Evolution: the weasel program

An interesting challenge is called Evolutionary Algorithm and draws upon a famous computer simulation written by Richard Dawkins to demonstrate the power of random variation and non-random cumulative selection in natural and artificial evolutionary systems, and how this process differs from chance.

The program begins with a random string of letters and spawns a generation of 200 random mutations of the parent string, selects the fittest mutation (by similarity to an "ideal" string) and uses that individual to spawn the next generation. The ideal string used is "METHINKS IT IS LIKE A WEASEL".

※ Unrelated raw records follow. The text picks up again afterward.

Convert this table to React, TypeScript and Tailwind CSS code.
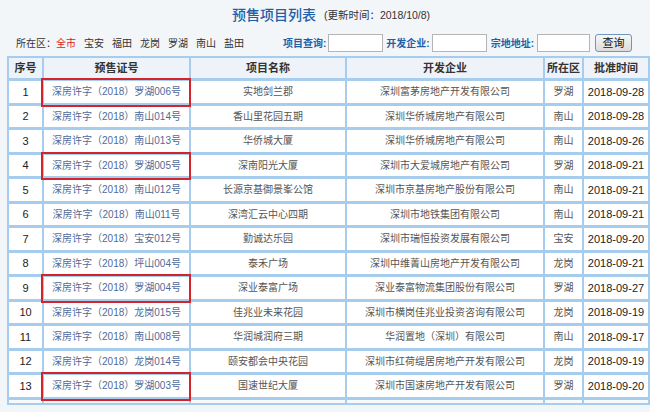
import React from "react";

type Row = {
  no: number;
  permit: string;
  name: string;
  dev: string;
  dist: string;
  date: string;
  mark?: boolean;
};

const rows: Row[] = [
  { no: 1, permit: "深房许字（2018）罗湖006号", name: "实地剑兰郡", dev: "深圳富茅房地产开发有限公司", dist: "罗湖", date: "2018-09-28", mark: true },
  { no: 2, permit: "深房许字（2018）南山014号", name: "香山里花园五期", dev: "深圳华侨城房地产有限公司", dist: "南山", date: "2018-09-28" },
  { no: 3, permit: "深房许字（2018）南山013号", name: "华侨城大厦", dev: "深圳华侨城房地产有限公司", dist: "南山", date: "2018-09-26" },
  { no: 4, permit: "深房许字（2018）罗湖005号", name: "深南阳光大厦", dev: "深圳市大爱城房地产有限公司", dist: "罗湖", date: "2018-09-21", mark: true },
  { no: 5, permit: "深房许字（2018）南山012号", name: "长源京基御景峯公馆", dev: "深圳市京基房地产股份有限公司", dist: "南山", date: "2018-09-21" },
  { no: 6, permit: "深房许字（2018）南山011号", name: "深湾汇云中心四期", dev: "深圳市地铁集团有限公司", dist: "南山", date: "2018-09-21" },
  { no: 7, permit: "深房许字（2018）宝安012号", name: "勤诚达乐园", dev: "深圳市瑞恒投资发展有限公司", dist: "宝安", date: "2018-09-20" },
  { no: 8, permit: "深房许字（2018）坪山004号", name: "泰禾广场", dev: "深圳中维菁山房地产开发有限公司", dist: "龙岗", date: "2018-09-21" },
  { no: 9, permit: "深房许字（2018）罗湖004号", name: "深业泰富广场", dev: "深业泰富物流集团股份有限公司", dist: "罗湖", date: "2018-09-27", mark: true },
  { no: 10, permit: "深房许字（2018）龙岗015号", name: "佳兆业未来花园", dev: "深圳市横岗佳兆业投资咨询有限公司", dist: "龙岗", date: "2018-09-19" },
  { no: 11, permit: "深房许字（2018）南山008号", name: "华润城润府三期", dev: "华润置地（深圳）有限公司", dist: "南山", date: "2018-09-17" },
  { no: 12, permit: "深房许字（2018）龙岗014号", name: "颐安都会中央花园", dev: "深圳市红荷缇居房地产开发有限公司", dist: "龙岗", date: "2018-09-19" },
  { no: 13, permit: "深房许字（2018）罗湖003号", name: "国速世纪大厦", dev: "深圳市国速房地产开发有限公司", dist: "罗湖", date: "2018-09-20", mark: true },
];

const districts = ["宝安", "福田", "龙岗", "罗湖", "南山", "盐田"];

const cell = "bg-white flex items-center justify-center h-[21.5px] whitespace-nowrap";
const head = "bg-[#eef3f9] flex items-center justify-center h-[20px] font-bold text-[11px] text-[#333]";

export default function App() {
  return (
    <div
      className="w-[650px] h-[412px] overflow-hidden bg-[#f3f6f9] flex flex-col text-[10px] text-[#444]"
      style={{ fontFamily: '"Liberation Sans", "Noto Sans CJK SC", sans-serif' }}
    >
      {/* Title */}
      <div className="h-[30px] shrink-0 flex items-center justify-center gap-[8px] pl-[12px]">
        <span className="text-[14px] font-medium text-[#1f5fa8]">预售项目列表</span>
        <span className="text-[10.5px] text-[#333] mt-[2px]">(更新时间：2018/10/8)</span>
      </div>

      {/* Filter row */}
      <div className="h-[26px] shrink-0 flex items-center pl-[16px]">
        <span className="text-[#333]">所在区：</span>
        <div className="flex gap-[8px]">
          <span className="text-[#e0201c]">全市</span>
          {districts.map((d) => (
            <span key={d} className="text-[#333]">
              {d}
            </span>
          ))}
        </div>
        <span className="ml-[39px] font-bold text-[#1f5fa8]">项目查询:</span>
        <div className="ml-[2px] w-[55px] h-[18px] bg-white border border-[#b5b5b5]" />
        <span className="ml-[3px] font-bold text-[#1f5fa8]">开发企业:</span>
        <div className="ml-[2px] w-[55px] h-[18px] bg-white border border-[#b5b5b5]" />
        <span className="ml-[4px] font-bold text-[#1f5fa8]">宗地地址:</span>
        <div className="ml-[3px] w-[53px] h-[18px] bg-white border border-[#b5b5b5]" />
        <div className="ml-[5px] w-[37px] h-[18px] rounded-[3px] border border-[#6f95c0] bg-gradient-to-b from-[#f7f7f7] to-[#dcdcdc] flex items-center justify-center text-[11px] text-[#111]">
          查询
        </div>
      </div>

      {/* Table */}
      <div className="shrink-0 ml-[7px] w-[643px] bg-[#a7cdee] p-[2px]">
        <div className="grid grid-cols-[33px_145px_154px_196px_37px_64px] gap-x-[2px] gap-y-[3px]">
          <div className={head}>序号</div>
          <div className={head}>预售证号</div>
          <div className={head}>项目名称</div>
          <div className={head}>开发企业</div>
          <div className={head}>所在区</div>
          <div className={head}>批准时间</div>

          {rows.map((r) => (
            <React.Fragment key={r.no}>
              <div className={`${cell} text-[11px] text-[#222]`}>{r.no}</div>
              <div className={`${cell} relative text-[#4f6a98]`}>
                {r.permit}
                {r.mark && (
                  <div className="absolute left-[-3px] right-[-2px] top-[-3px] bottom-[-4px] border-2 border-[#d4232b] z-10" />
                )}
              </div>
              <div className={`${cell} text-[#555]`}>{r.name}</div>
              <div className={`${cell} text-[#555]`}>{r.dev}</div>
              <div className={`${cell} text-[#555]`}>{r.dist}</div>
              <div className={`${cell} text-[11px] text-[#222]`}>{r.date}</div>
            </React.Fragment>
          ))}

          {Array.from({ length: 6 }).map((_, i) => (
            <div key={i} className="bg-[#f7f9fb] h-[3px]" />
          ))}
        </div>
      </div>
    </div>
  );
}
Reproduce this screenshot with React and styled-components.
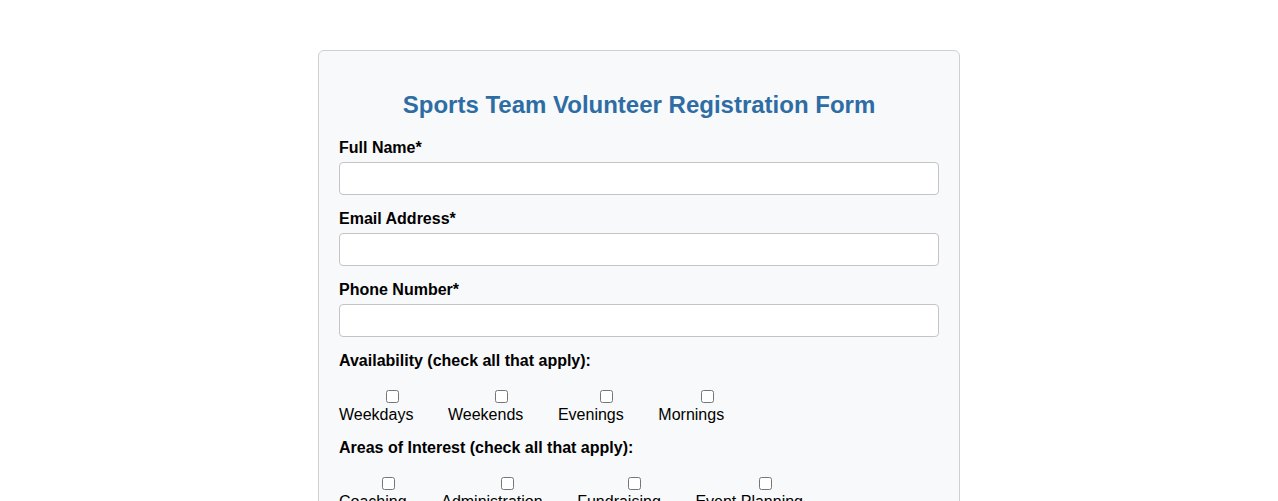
import React from 'react';
import styled, { createGlobalStyle } from 'styled-components';

const GlobalStyle = createGlobalStyle`
  body {
    margin: 0;
    background: #ffffff;
    font-family: Arial, "Liberation Sans", sans-serif;
  }
`;

const Container = styled.div`
  width: 600px;
  margin: 50px auto 0;
  padding: 20px;
  background: #f8f9fa;
  border: 1px solid #d0d0d0;
  border-radius: 6px;
`;

const Title = styled.h2`
  margin: 20px 0 20px;
  text-align: center;
  color: #2e6da4;
  font-size: 24px;
  line-height: 28px;
`;

const Label = styled.label`
  display: block;
  font-weight: bold;
  font-size: 16px;
  line-height: 18px;
  color: #000;
  margin-bottom: 5px;
`;

const TextInput = styled.input`
  display: block;
  box-sizing: border-box;
  width: 100%;
  height: 33px;
  padding: 8px;
  margin: 0 0 15px;
  border: 1px solid #c4c4c4;
  border-radius: 4px;
  background: #fff;
  font-size: 14px;
`;

const CheckGroup = styled.div`
  display: flex;
  gap: 2.6px;
  margin: 20px 0 15px;
`;

const CheckItem = styled.label`
  display: flex;
  flex-direction: column;
  padding-right: 32px;
  font-size: 16px;
  line-height: 18px;
  color: #000;
`;

const Box = styled.input`
  align-self: center;
  width: 13px;
  height: 13px;
  margin: 0 0 3px 32px;
`;

const Field = ({ label, type }) => (
  <>
    <Label>{label}*</Label>
    <TextInput type={type} />
  </>
);

const Checks = ({ title, items }) => (
  <>
    <Label>{title}</Label>
    <CheckGroup>
      {items.map((item) => (
        <CheckItem key={item}>
          <Box type="checkbox" />
          <span>{item}</span>
        </CheckItem>
      ))}
    </CheckGroup>
  </>
);

export default function App() {
  return (
    <>
      <GlobalStyle />
      <Container>
        <Title>Sports Team Volunteer Registration Form</Title>
        <form>
          <Field label="Full Name" type="text" />
          <Field label="Email Address" type="email" />
          <Field label="Phone Number" type="tel" />
          <Checks
            title="Availability (check all that apply):"
            items={['Weekdays', 'Weekends', 'Evenings', 'Mornings']}
          />
          <Checks
            title="Areas of Interest (check all that apply):"
            items={['Coaching', 'Administration', 'Fundraising', 'Event Planning']}
          />
        </form>
      </Container>
    </>
  );
}
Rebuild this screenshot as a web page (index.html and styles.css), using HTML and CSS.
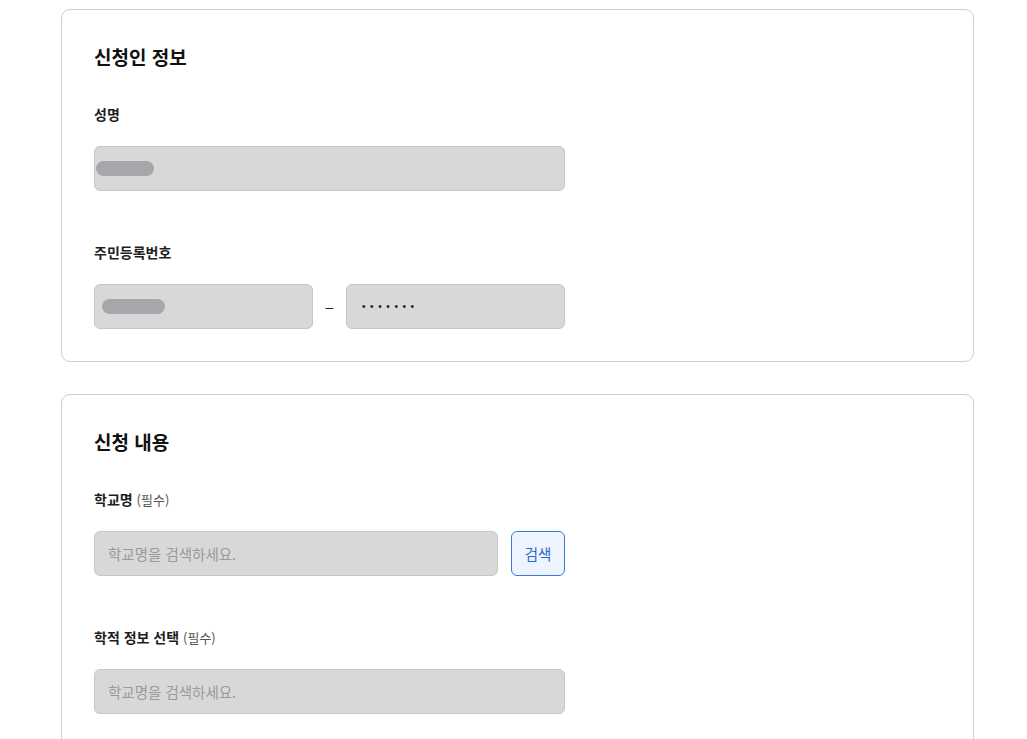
FILE: index.html
```html
<!DOCTYPE html>
<html lang="ko">
<head>
<meta charset="utf-8">
<title>신청서</title>
<link rel="stylesheet" href="styles.css">
</head>
<body>
<div class="page">
  <section class="card">
    <h2 class="card-title">신청인 정보</h2>
    <div class="field">
      <div class="label">성명</div>
      <div class="input input-wide input-name"><span class="blob blob-name"></span></div>
    </div>
    <div class="field">
      <div class="label">주민등록번호</div>
      <div class="rrn-row">
        <div class="input input-half input-rrn1"><span class="blob blob-rrn"></span></div>
        <span class="dash">–</span>
        <div class="input input-half input-rrn2"><span class="dots">•••••••</span></div>
      </div>
    </div>
  </section>

  <section class="card">
    <h2 class="card-title">신청 내용</h2>
    <div class="field">
      <div class="label">학교명 <span class="req">(필수)</span></div>
      <div class="search-row">
        <div class="input input-search"><span class="placeholder">학교명을 검색하세요.</span></div>
        <button class="btn-search">검색</button>
      </div>
    </div>
    <div class="field">
      <div class="label">학적 정보 선택 <span class="req">(필수)</span></div>
      <div class="input input-wide input-plain"><span class="placeholder">학교명을 검색하세요.</span></div>
    </div>
  </section>
</div>
</body>
</html>
```
FILE: styles.css
```css
* { box-sizing: border-box; }
html, body { margin: 0; padding: 0; background: #fff; }
body {
  font-family: "Noto Sans CJK KR", "Noto Sans", sans-serif;
  color: #1a1a1a;
}
.page {
  padding: 9px 53px 0 61px;
  display: flex;
  flex-direction: column;
  gap: 32px;
}
.card {
  width: 913px;
  border: 1px solid #cfcfcf;
  border-radius: 9px;
  padding: 32px;
  display: flex;
  flex-direction: column;
  gap: 51px;
}
.card-title {
  margin: 0 0 -19px 0;
  font-size: 19px;
  line-height: 30px;
  font-weight: 700;
  color: #111;
}
.field {
  display: flex;
  flex-direction: column;
  gap: 22px;
}
.label {
  font-size: 14px;
  line-height: 20px;
  height: 20px;
  font-weight: 700;
  color: #1e1e1e;
}
.req {
  font-weight: 400;
  font-size: 13px;
  color: #555;
}
.input {
  height: 45px;
  background: #d8d8d8;
  border: 1px solid #c6c6c6;
  border-radius: 6px;
  display: flex;
  align-items: center;
}
.input-wide { width: 471px; }
.input-half { width: 219px; }
.input-name { padding-left: 1px; }
.input-rrn1 { padding-left: 7px; }
.input-rrn2 { padding-left: 15px; }
.input-search, .input-plain { padding-left: 13px; }
.blob {
  display: block;
  height: 15px;
  border-radius: 8px;
  background: #a6a7aa;
}
.blob-name { width: 58px; }
.blob-rrn { width: 63px; }
.rrn-row {
  display: flex;
  align-items: center;
}
.dash {
  width: 33px;
  text-align: center;
  font-size: 14px;
  color: #222;
  font-family: "Liberation Sans", sans-serif;
}
.dots {
  font-family: "Liberation Sans", sans-serif;
  font-size: 10px;
  letter-spacing: 4.6px;
  color: #1a1a1a;
}
.search-row {
  display: flex;
  gap: 13px;
}
.input-search { width: 404px; }
.placeholder {
  font-size: 14.5px;
  color: #9a9a9a;
}
.btn-search {
  width: 54px;
  height: 45px;
  background: #eef4ff;
  border: 1px solid #3a78dc;
  border-radius: 6px;
  color: #2b66c4;
  font-family: "Noto Sans CJK KR", "Noto Sans", sans-serif;
  font-size: 14.5px;
  padding: 0;
}
```
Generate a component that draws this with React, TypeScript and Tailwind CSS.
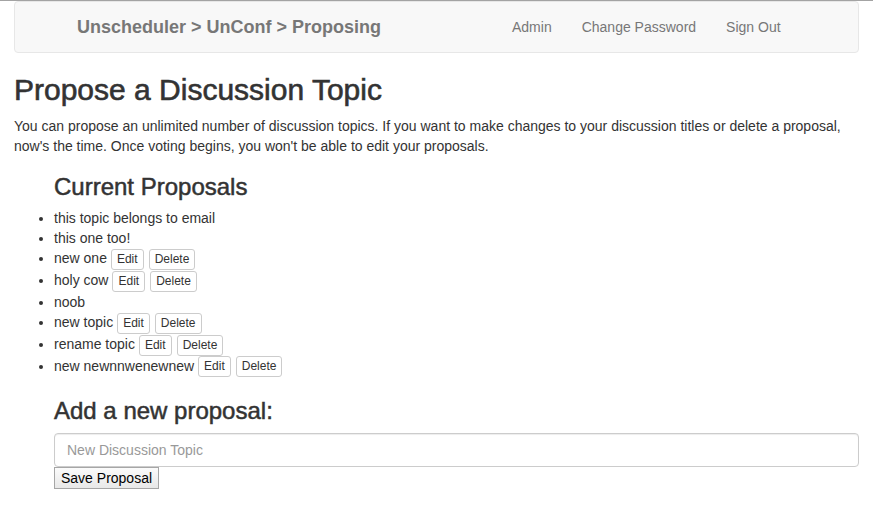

The results of this program clearly demonstrates how selection can drive random processes to solve problems extremely efficiently: only 6 generations were required to reproduce the ideal string exactly. In fact, randomized algorithms are of great practical importance and a similar technique, simulated annealing, is used as an example in our F# for Technical Computing book.

Our F# solution is as follows:

let target = "METHINKS IT IS LIKE A WEASEL"
let charset = "ABCDEFGHIJKLMNOPQRSTUVWXYZ "
 
let rand = System.Random()
 
let fitness (trial: string) =
  Seq.zip target trial
  |> Seq.fold (fun d (c1, c2) -> if c1=c2 then d+1 else d) 0
 
let mutate parent rate _ =
  String.mapi (fun _ c ->
    if rand.NextDouble() < rate then c else
      charset.[rand.Next charset.Length]) parent
 
do
  let mutable parent =
    String.init target.Length (fun _ ->
      charset.[rand.Next charset.Length] |> string)
  let mutable i = 0
  while parent <> target do
    let pfit = fitness parent
    let best, f =
      Seq.init 200 (mutate parent (float pfit / float target.Length))
      |> Seq.map (fun s -> (s, fitness s))
      |> Seq.append [parent, pfit]
      |> Seq.maxBy (fun (_, f) -> f)
    if i % 100 = 0 then
      printf "%5d - '%s'  (fitness:%2d)\n" i parent f
    parent <- best
    i <- i + 1
  printf "%5d - '%s'\n" i parent

This program produces the following output:

    0 - 'CEUMIDXSIXOOTSEHHXVMD IHTFWP'  (fitness: 6)
  100 - 'PEPHIZLB NGSIO LCWE AQEKCSZQ'  (fitness:11)
  200 - 'MESHIZHB IQ IO LTWGGAQWMKSRX'  (fitness:13)
  300 - 'MESHIZHB IQ IO LTWGGAQWMKSRX'  (fitness:13)
  400 - 'METHIVKS ITLIN LYKJPABWDASEU'  (fitness:19)
  500 - 'METHINKS IT IB LIKEFA WDASEL'  (fitness:25)
  518 - 'METHINKS IT IS LIKE A WEASEL'

1 comment:

Anonymous said...

Very interesting.

One small comment. I think you meant to say "in less that 600 generations", not "just 6". The program only prints one line every 100 generations.

I wonder how much the length of the target affects the number of generations required to reach it by random mutation. Mmmh. There's one way to find out...

[Fires up VS 2010]